Here's an example of piecewise constructing a list of dates that range from -10000 BCE to the current year.
library(lubridate)
library(gregorian)
# Container for the dates
dates <- c()
starting_year <- year(now())
# Add the CE dates to the list
for (year in starting_year:0){
date <- sprintf("%s-%s-%s", year, "1", "1")
dates <- c(dates, gregorian::as_gregorian(date))
}
starting_year <- "-10000"
# Add the BCE dates to the list
for (year in starting_year:0){
start_date <- gregorian::as_gregorian("-10000-1-1")
date <- sprintf("%s-%s-%s", year, "1", "1")
dates <- c(dates, gregorian::as_gregorian(date))
}
How you use the list is up to you, just know that the relevant properties of the date objects are year and bce.
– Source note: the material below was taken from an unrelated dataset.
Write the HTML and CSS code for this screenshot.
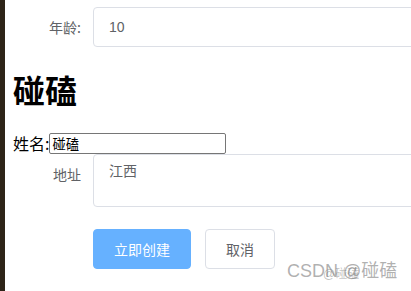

For example, you can loop over list of dates, parse the year, and determine if it's BCE or not.
> gregorian_date <- gregorian::as_gregorian("-10000-1-1")
> gregorian_date$bce
[1] TRUE
> gregorian_date$year
[1] 10001
Notes on 0AD
The gregorian package assumes that when you mean Year 0, you're really talking about year 1 (shown below). I personally think an exception should be thrown, but that's the mapping users needs to keep in mind.
> gregorian::as_gregorian("0-1-1")
[1] "Monday January 1, 1 CE"
This is also the case with BCE
> gregorian::as_gregorian("-0-1-1")
[1] "Saturday January 1, 1 BCE"
As #JoshuaUlrich commented, the short answer is no.
However, you can splice out the year into a separate column and then convert to integer. Would this work for you?
The package lubridate seems to handle "negative" years ok, although it does create a year 0, which from the above comments seems to be inaccurate. Try:
library(lubridate)
start <- -10000
stop <- 2013
myrange <- NULL
for (x in start:stop) {
myrange <- c(myrange,ymd(paste0(x,'-01-01')))
}